▸ Your task
Give the count of lines that include the string "components". Add nothing to it.

--------------------------------------------------

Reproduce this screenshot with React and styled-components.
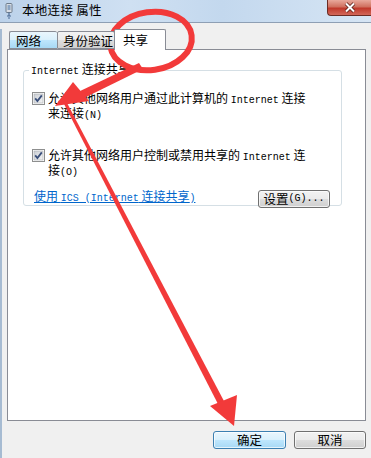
import styled, { createGlobalStyle } from "styled-components"

const GlobalStyle = createGlobalStyle`
  html, body {
    margin: 0;
    padding: 0;
    overflow: hidden;
    background: #f0f0f0;
  }
`

const cjk = `"Noto Sans CJK SC", "Liberation Sans", sans-serif`

const Window = styled.div`
  position: relative;
  width: 371px;
  height: 458px;
  overflow: hidden;
  font-family: ${cjk};
  font-size: 12px;
  color: #000;
  background: #f0f0f0;
`

const TitleBar = styled.div`
  height: 22px;
  display: flex;
  align-items: flex-start;
  background: linear-gradient(90deg, #bcd2ea 0%, #cfe0f2 35%, #c3d8ee 60%, #d6e5f4 100%);
  border-bottom: 1px solid #8e9fb4;
`

const AppIcon = styled.svg`
  width: 10px;
  height: 16px;
  margin: 3px 8px 0 4px;
  flex: none;
`

const Title = styled.div`
  line-height: 20px;
  font-size: 12.5px;
  letter-spacing: 0.3px;
`

const CloseButton = styled.div`
  margin-left: auto;
  width: 43px;
  height: 15px;
  border-radius: 0 0 0 4px;
  border: 1px solid #6b2c24;
  border-top: none;
  border-right: none;
  background: linear-gradient(180deg, #e8a99c 0%, #d0705f 45%, #c0392b 55%, #d2685a 100%);
  display: flex;
  justify-content: center;
  align-items: center;
`

const Body = styled.div`
  border-left: 2px solid #a6bbd2;
  padding: 0 5px 0 5px;
  height: 435px;
`

const TabRow = styled.div`
  display: flex;
  align-items: flex-end;
  height: 21px;
  margin-top: 6px;
  padding-left: 2px;
  position: relative;
  z-index: 1;
  margin-bottom: -1px;
`

const Tab = styled.div`
  height: ${(p) => (p.$active ? "21px" : "18px")};
  box-sizing: border-box;
  width: ${(p) => p.$w}px;
  margin: ${(p) => (p.$active ? "0 0 0 -1px" : "0 0 1px 0")};
  padding-left: ${(p) => p.$pad}px;
  line-height: ${(p) => (p.$active ? "19px" : "17px")};
  border: 1px solid #898c95;
  border-bottom: ${(p) => (p.$active ? "none" : "1px solid #898c95")};
  border-right: ${(p) => (p.$first ? "none" : "1px solid #898c95")};
  border-radius: 2px 2px 0 0;
  background: ${(p) =>
    p.$active
      ? "#fff"
      : p.$hover
      ? "linear-gradient(180deg, #eaf6fd 0%, #d9f0fc 50%, #bee6fd 51%, #a7d9f5 100%)"
      : "linear-gradient(180deg, #f2f2f2 0%, #ebebeb 50%, #dddddd 51%, #cfcfcf 100%)"};
  font-size: 12.5px;
  white-space: nowrap;
  overflow: hidden;
`

const Panel = styled.div`
  height: 372px;
  box-sizing: border-box;
  background: #fff;
  border: 1px solid #898c95;
  padding: 12px 0 0 15px;
`

const GroupBox = styled.fieldset`
  margin: 0;
  width: 319px;
  height: 144px;
  box-sizing: border-box;
  border: 1px solid #d5dfe5;
  border-radius: 3px;
  padding: 0 0 0 8px;
  display: flex;
  flex-direction: column;
`

const Legend = styled.legend`
  padding: 0 2px;
  margin-left: -3px;
  line-height: 14px;
  font-size: 12px;
`

const Lat = styled.span`
  font-family: "Liberation Mono", "DejaVu Sans Mono", monospace;
  font-size: 10px;
`

const CheckRow = styled.div`
  display: flex;
  align-items: flex-start;
  margin-top: ${(p) => p.$top}px;
`

const Box = styled.svg`
  width: 13px;
  height: 13px;
  flex: none;
  margin-right: 3px;
`

const Label = styled.div`
  line-height: 12px;
  font-size: 12px;
`

const LinkRow = styled.div`
  display: flex;
  justify-content: space-between;
  align-items: flex-start;
  margin-top: 11px;
  padding-left: 2px;
  padding-right: 11px;
`

const Link = styled.a`
  color: #0066cc;
  text-decoration: underline;
  line-height: 12px;
  font-size: 12px;
  cursor: pointer;
`

const Button = styled.div`
  width: ${(p) => p.$w}px;
  height: 18px;
  box-sizing: border-box;
  border: 1px solid ${(p) => (p.$primary ? "#3c7fb1" : "#707070")};
  border-radius: 3px;
  background: ${(p) =>
    p.$primary
      ? "linear-gradient(180deg, #eaf6fd 0%, #d9f0fc 50%, #bee6fd 51%, #a7d9f5 100%)"
      : "linear-gradient(180deg, #f2f2f2 0%, #ebebeb 50%, #dddddd 51%, #cfcfcf 100%)"};
  box-shadow: inset 0 0 0 1px rgba(255, 255, 255, 0.7);
  display: flex;
  justify-content: center;
  align-items: center;
  font-size: 12.5px;
  line-height: 16px;
`

const Footer = styled.div`
  display: flex;
  justify-content: flex-end;
  gap: 8px;
  margin-top: 10px;
`

const Annotation = styled.svg`
  position: absolute;
  left: 0;
  top: 0;
  width: 371px;
  height: 458px;
  pointer-events: none;
`

const CheckBox = () => (
  <Box viewBox="0 0 13 13">
    <defs>
      <linearGradient id="cbg" x1="0" y1="0" x2="1" y2="1">
        <stop offset="0" stopColor="#cbcfd5" />
        <stop offset="1" stopColor="#f4f4f4" />
      </linearGradient>
    </defs>
    <rect x="0.5" y="0.5" width="12" height="12" fill="#fff" stroke="#8e8f8f" />
    <rect x="2" y="2" width="9" height="9" fill="url(#cbg)" stroke="#a9abae" strokeWidth="0.6" />
    <path d="M3.2 6.4 L5.4 9 L9.8 3.4" fill="none" stroke="#3a4f7a" strokeWidth="1.8" />
  </Box>
)

const App = () => {
  return (
    <Window>
      <GlobalStyle />
      <TitleBar>
        <AppIcon viewBox="0 0 10 16">
          <rect x="2" y="0.5" width="6" height="9" rx="1" fill="#d9dee5" stroke="#6e7c8c" />
          <rect x="3.5" y="2" width="3" height="5" fill="#8aa4c2" />
          <path d="M5 9.5 V13 M3 13 H7 M4 15 H6" stroke="#4b6a93" strokeWidth="1.2" />
        </AppIcon>
        <Title>本地连接 属性</Title>
        <CloseButton>
          <svg width="14" height="11" viewBox="0 0 14 11">
            <path d="M3 1.5 L11 9.5 M11 1.5 L3 9.5" stroke="#5a1f18" strokeWidth="3.6" />
            <path d="M3 1.5 L11 9.5 M11 1.5 L3 9.5" stroke="#fff" strokeWidth="2" />
          </svg>
        </CloseButton>
      </TitleBar>
      <Body>
        <TabRow>
          <Tab $w={48} $pad={6} $hover $first>网络</Tab>
          <Tab $w={58} $pad={5}>身份验证</Tab>
          <Tab $w={52} $pad={8} $active>共享</Tab>
        </TabRow>
        <Panel>
          <GroupBox>
            <Legend>
              <Lat>Internet</Lat> 连接共享
            </Legend>
            <CheckRow $top={13}>
              <CheckBox />
              <Label>
                允许其他网络用户通过此计算机的 <Lat>Internet</Lat> 连接
                <br />
                来连接<Lat>(N)</Lat>
              </Label>
            </CheckRow>
            <CheckRow $top={27}>
              <CheckBox />
              <Label>
                允许其他网络用户控制或禁用共享的 <Lat>Internet</Lat> 连
                <br />
                接<Lat>(O)</Lat>
              </Label>
            </CheckRow>
            <LinkRow>
              <Link>
                使用 <Lat>ICS (Internet</Lat> 连接共享<Lat>)</Lat>
              </Link>
              <Button $w={72}>
                设置<Lat>(G)...</Lat>
              </Button>
            </LinkRow>
          </GroupBox>
        </Panel>
        <Footer>
          <Button $w={73} $primary>确定</Button>
          <Button $w={72}>取消</Button>
        </Footer>
      </Body>
      <Annotation viewBox="0 0 371 458">
        <g fill="#f23a3a" stroke="none">
          <ellipse
            cx="151"
            cy="41"
            rx="41"
            ry="29"
            fill="none"
            stroke="#f23a3a"
            strokeWidth="6"
            transform="rotate(-8 151 41)"
          />
          <polygon points="139,63 143,69 82,99 78,92" />
          <polygon points="55,106 73,82 89,101" />
          <polygon points="63,102 66,101 225,403 219,406" />
          <polygon points="210,406 237,395 234,426" />
        </g>
      </Annotation>
    </Window>
  )
}

export default App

--------------------------------------------------

▸ Solution for this exercise
2